(Supplied material)
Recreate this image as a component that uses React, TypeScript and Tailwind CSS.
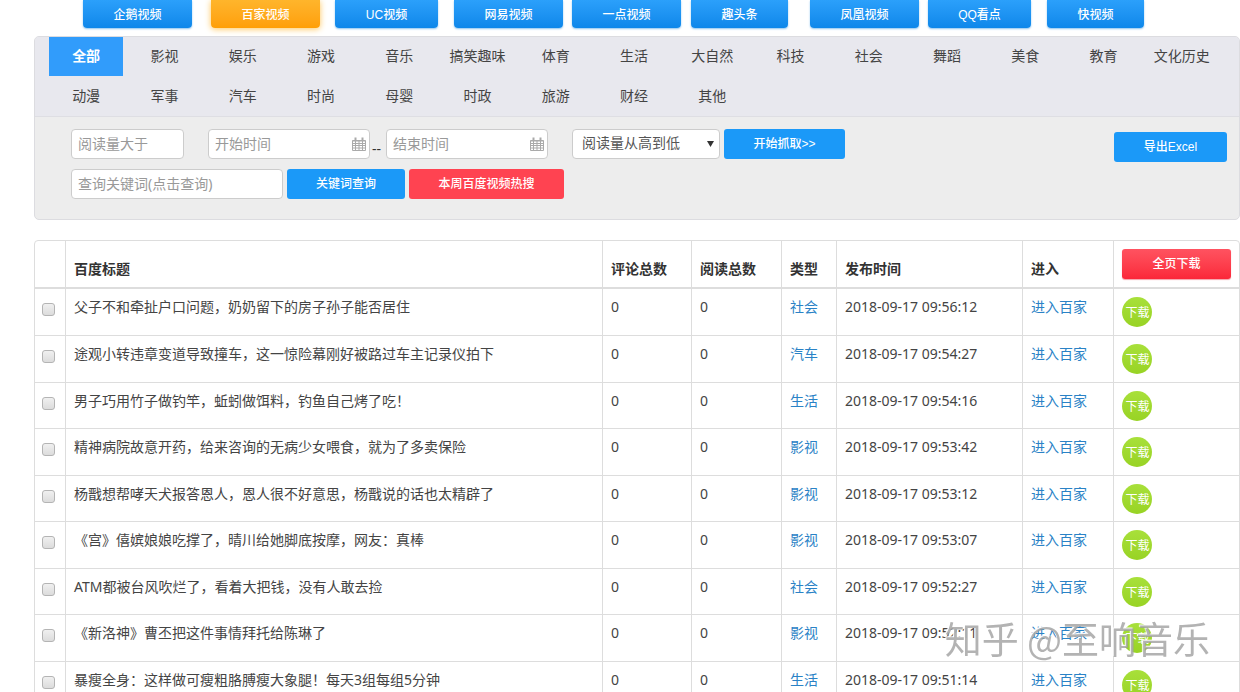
import clsx from 'clsx'

interface IVideo {
  title: string
  category: string
  publishedAt: string
}

const platforms = [
  { name: '企鹅视频', width: 'w-[109px]' },
  { name: '百家视频', width: 'w-[109px]' },
  { name: 'UC视频', width: 'w-[103px]' },
  { name: '网易视频', width: 'w-[109px]' },
  { name: '一点视频', width: 'w-[109px]' },
  { name: '趣头条', width: 'w-[97px]' },
  { name: '凤凰视频', width: 'w-[109px]' },
  { name: 'QQ看点', width: 'w-[103px]' },
  { name: '快视频', width: 'w-[97px]' },
]

const categories = [
  '全部', '影视', '娱乐', '游戏', '音乐', '搞笑趣味', '体育', '生活',
  '大自然', '科技', '社会', '舞蹈', '美食', '教育', '文化历史', '动漫',
  '军事', '汽车', '时尚', '母婴', '时政', '旅游', '财经', '其他',
]

const videos: IVideo[] = [
  { title: '父子不和牵扯户口问题，奶奶留下的房子孙子能否居住', category: '社会', publishedAt: '2018-09-17 09:56:12' },
  { title: '途观小转违章变道导致撞车，这一惊险幕刚好被路过车主记录仪拍下', category: '汽车', publishedAt: '2018-09-17 09:54:27' },
  { title: '男子巧用竹子做钓竿，蚯蚓做饵料，钓鱼自己烤了吃！', category: '生活', publishedAt: '2018-09-17 09:54:16' },
  { title: '精神病院故意开药，给来咨询的无病少女喂食，就为了多卖保险', category: '影视', publishedAt: '2018-09-17 09:53:42' },
  { title: '杨戬想帮哮天犬报答恩人，恩人很不好意思，杨戬说的话也太精辟了', category: '影视', publishedAt: '2018-09-17 09:53:12' },
  { title: '《宫》僖嫔娘娘吃撑了，晴川给她脚底按摩，网友：真棒', category: '影视', publishedAt: '2018-09-17 09:53:07' },
  { title: 'ATM都被台风吹烂了，看着大把钱，没有人敢去捡', category: '社会', publishedAt: '2018-09-17 09:52:27' },
  { title: '《新洛神》曹丕把这件事情拜托给陈琳了', category: '影视', publishedAt: '2018-09-17 09:52:11' },
  { title: '暴瘦全身：这样做可瘦粗胳膊瘦大象腿！每天3组每组5分钟', category: '生活', publishedAt: '2018-09-17 09:51:14' },
]

const inputClass =
  'h-[30px] rounded-[4px] border border-[#ccc] bg-white px-1.5 pb-0.5 text-[14px] leading-5 text-[#555] placeholder:text-[#999] outline-none'

const buttonClass =
  "h-[30px] rounded-[3px] text-center font-['Liberation_Sans','Noto_Sans_CJK_SC',sans-serif] text-[12px] font-medium leading-[30px] text-white"

function CalendarIcon() {
  return (
    <svg className="pointer-events-none absolute right-1 top-2 h-3.5 w-3.5" viewBox="0 0 14 14" fill="none" stroke="#aaa">
      <path d="M.5 3.5h13v10H.5zM.5 6.5h13M.5 8.5h13M.5 11h13M3.5 4v9M7 4v9M10.5 4v9" />
      <path d="M3.5 .5v3M10.5 .5v3" strokeWidth="2" />
      <path d="M.5 4h13" />
    </svg>
  )
}

function DateInput({ label }: { label: string }) {
  return (
    <div className="relative w-[162px]">
      <input type="text" aria-label={label} placeholder={label} className={clsx(inputClass, 'w-full')} />
      <CalendarIcon />
    </div>
  )
}

function PlatformNav() {
  return (
    <nav className="grid grid-cols-[128fr_124fr_119fr_118fr_119fr_119fr_118fr_119fr_98fr] pl-[83px] pr-[95px]">
      {platforms.map((item, index) => (
        <button
          key={item.name}
          type="button"
          className={clsx(
            "h-7 rounded-b-[4px] bg-linear-to-b pt-0.5 font-['Liberation_Sans','Noto_Sans_CJK_SC',sans-serif] text-[12px] font-medium leading-5 text-white",
            item.width,
            index === 1
              ? 'from-[#ffb52b] to-[#ff9f05] shadow-[0_1px_6px_#ffc65a]'
              : 'from-[#2ba0fb] to-[#0d87ea] shadow-[0_1px_2px_#8cc4f0]'
          )}
        >
          {item.name}
        </button>
      ))}
    </nav>
  )
}

function CategoryBar() {
  return (
    <div className="grid auto-rows-[39px] grid-cols-[repeat(15,minmax(0,1fr))] gap-x-1 gap-y-px border-b border-[#dedee3] bg-[#e8e8ee] pl-3.5 pr-5">
      {categories.map((name, index) => (
        <button
          key={name}
          type="button"
          className={clsx(
            'whitespace-nowrap pb-0.5 text-[14px] leading-5',
            index === 0 ? 'bg-[#319cfb] font-bold text-white' : 'text-[#444]'
          )}
        >
          {name}
        </button>
      ))}
    </div>
  )
}

function Filters() {
  return (
    <form className="flex items-start justify-between pb-5 pl-9 pr-3 pt-3" onSubmit={(e) => e.preventDefault()}>
      <div className="flex flex-col gap-2.5">
        <div className="flex items-center">
          <input type="text" aria-label="阅读量大于" placeholder="阅读量大于" className={clsx(inputClass, 'mr-6 w-[113px]')} />
          <DateInput label="开始时间" />
          <span className="w-4 self-end pl-0.5 text-[14px] leading-5 text-[#333]">--</span>
          <DateInput label="结束时间" />
          <div className="relative ml-6 mr-1 w-[148px]">
            <select aria-label="排序" className={clsx(inputClass, 'w-full appearance-none pl-[9px]')}>
              <option>阅读量从高到低</option>
              <option>阅读量从低到高</option>
            </select>
            <svg className="pointer-events-none absolute right-1.5 top-3 h-1.5 w-[7px]" viewBox="0 0 7 6" fill="#333">
              <path d="M0 0h7L3.5 6z" />
            </svg>
          </div>
          <button type="submit" className={clsx(buttonClass, 'w-[121px] bg-[#1b99f8]')}>
            开始抓取&gt;&gt;
          </button>
        </div>
        <div className="flex gap-1">
          <input
            type="text"
            aria-label="查询关键词"
            placeholder="查询关键词(点击查询)"
            className={clsx(inputClass, 'w-[212px]')}
          />
          <button type="button" className={clsx(buttonClass, 'w-[118px] bg-[#1b99f8]')}>
            关键词查询
          </button>
          <button type="button" className={clsx(buttonClass, 'w-[155px] bg-[#ff4351]')}>
            本周百度视频热搜
          </button>
        </div>
      </div>
      <button type="button" className={clsx(buttonClass, 'mt-[3px] w-[113px] bg-[#1b99f8]')}>
        导出Excel
      </button>
    </form>
  )
}

function VideoTable() {
  const th = 'border-b-2 border-l border-[#ddd] px-2 pb-2 pt-2 align-bottom font-bold text-[#333]'
  const td = 'border-l border-[#ddd] pb-[7px] pt-2 align-top group-not-first:border-t'
  return (
    <div className="rounded-[4px] border border-[#ddd]">
      <table className="w-full table-fixed border-separate border-spacing-0 text-left text-[14px] leading-5 text-[#444]">
        <colgroup>
          <col className="w-[30px]" />
          <col />
          <col className="w-[89px]" />
          <col className="w-[90px]" />
          <col className="w-[55px]" />
          <col className="w-[186px]" />
          <col className="w-[91px]" />
          <col className="w-[126px]" />
        </colgroup>
        <thead>
          <tr>
            <th className={clsx(th, 'border-l-0')} />
            <th className={th}>百度标题</th>
            <th className={th}>评论总数</th>
            <th className={th}>阅读总数</th>
            <th className={th}>类型</th>
            <th className={th}>发布时间</th>
            <th className={th}>进入</th>
            <th className={th}>
              <button
                type="button"
                className={clsx(buttonClass, 'block w-[109px] bg-linear-to-b from-[#ff5260] to-[#fb2639] shadow-[0_1px_1px_#f5a0a8]')}
              >
                全页下载
              </button>
            </th>
          </tr>
        </thead>
        <tbody>
          {videos.map((video) => (
            <tr key={video.title} className="group h-[46px] even:h-[47px]">
              <td className={clsx(td, 'border-l-0 px-[7px]')}>
                <input
                  type="checkbox"
                  aria-label={video.title}
                  className="mt-1.5 block h-[13px] w-[13px] appearance-none rounded-[3px] border border-[#b4b4b4] bg-linear-to-b from-[#f0f0f0] to-[#dcdcdc]"
                />
              </td>
              <td className={clsx(td, 'truncate px-2')}>{video.title}</td>
              <td className={clsx(td, 'px-2')}>0</td>
              <td className={clsx(td, 'px-2')}>0</td>
              <td className={clsx(td, 'px-2')}>
                <a href="#" className="text-[#2a82c6]">{video.category}</a>
              </td>
              <td className={clsx(td, 'whitespace-nowrap px-2')}>{video.publishedAt}</td>
              <td className={clsx(td, 'px-2')}>
                <a href="#" className="text-[#2a82c6]">进入百家</a>
              </td>
              <td className={clsx(td, 'px-2')}>
                <button
                  type="button"
                  className="block h-[30px] w-[30px] whitespace-nowrap rounded-full bg-linear-to-b from-[#a8e03a] to-[#98d324] pl-px pt-0.5 text-[12px] leading-5 text-white"
                >
                  下载
                </button>
              </td>
            </tr>
          ))}
        </tbody>
      </table>
    </div>
  )
}

export default function App() {
  return (
    <div className="h-screen overflow-hidden bg-white font-['Noto_Sans','Noto_Sans_CJK_SC',sans-serif]">
      <PlatformNav />
      <main className="flex flex-col gap-5 pl-[34px] pt-2">
        <section className="overflow-hidden rounded-[5px] border border-[#dcdce0] bg-[#ededed]">
          <CategoryBar />
          <Filters />
        </section>
        <VideoTable />
      </main>
      <div className="pointer-events-none fixed bottom-7 right-[30px] whitespace-nowrap font-['Noto_Sans_CJK_SC',sans-serif] text-[37px] leading-[52px] text-[#999]/75 [text-shadow:-1px_-1px_1px_#fff]">
        知乎 @至响音乐
      </div>
    </div>
  )
}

(Instructions for the task)
Write out each line of the listing above, exactly, from its first line to the line holding "text-[#555] placeholder:text-[#999] outline-none'", inclusive. Skip the pictures.

(Task output)
Recreate this image as a component that uses React, TypeScript and Tailwind CSS.
import clsx from 'clsx'

interface IVideo {
  title: string
  category: string
  publishedAt: string
}

const platforms = [
  { name: '企鹅视频', width: 'w-[109px]' },
  { name: '百家视频', width: 'w-[109px]' },
  { name: 'UC视频', width: 'w-[103px]' },
  { name: '网易视频', width: 'w-[109px]' },
  { name: '一点视频', width: 'w-[109px]' },
  { name: '趣头条', width: 'w-[97px]' },
  { name: '凤凰视频', width: 'w-[109px]' },
  { name: 'QQ看点', width: 'w-[103px]' },
  { name: '快视频', width: 'w-[97px]' },
]

const categories = [
  '全部', '影视', '娱乐', '游戏', '音乐', '搞笑趣味', '体育', '生活',
  '大自然', '科技', '社会', '舞蹈', '美食', '教育', '文化历史', '动漫',
  '军事', '汽车', '时尚', '母婴', '时政', '旅游', '财经', '其他',
]

const videos: IVideo[] = [
  { title: '父子不和牵扯户口问题，奶奶留下的房子孙子能否居住', category: '社会', publishedAt: '2018-09-17 09:56:12' },
  { title: '途观小转违章变道导致撞车，这一惊险幕刚好被路过车主记录仪拍下', category: '汽车', publishedAt: '2018-09-17 09:54:27' },
  { title: '男子巧用竹子做钓竿，蚯蚓做饵料，钓鱼自己烤了吃！', category: '生活', publishedAt: '2018-09-17 09:54:16' },
  { title: '精神病院故意开药，给来咨询的无病少女喂食，就为了多卖保险', category: '影视', publishedAt: '2018-09-17 09:53:42' },
  { title: '杨戬想帮哮天犬报答恩人，恩人很不好意思，杨戬说的话也太精辟了', category: '影视', publishedAt: '2018-09-17 09:53:12' },
  { title: '《宫》僖嫔娘娘吃撑了，晴川给她脚底按摩，网友：真棒', category: '影视', publishedAt: '2018-09-17 09:53:07' },
  { title: 'ATM都被台风吹烂了，看着大把钱，没有人敢去捡', category: '社会', publishedAt: '2018-09-17 09:52:27' },
  { title: '《新洛神》曹丕把这件事情拜托给陈琳了', category: '影视', publishedAt: '2018-09-17 09:52:11' },
  { title: '暴瘦全身：这样做可瘦粗胳膊瘦大象腿！每天3组每组5分钟', category: '生活', publishedAt: '2018-09-17 09:51:14' },
]

const inputClass =
  'h-[30px] rounded-[4px] border border-[#ccc] bg-white px-1.5 pb-0.5 text-[14px] leading-5 text-[#555] placeholder:text-[#999] outline-none'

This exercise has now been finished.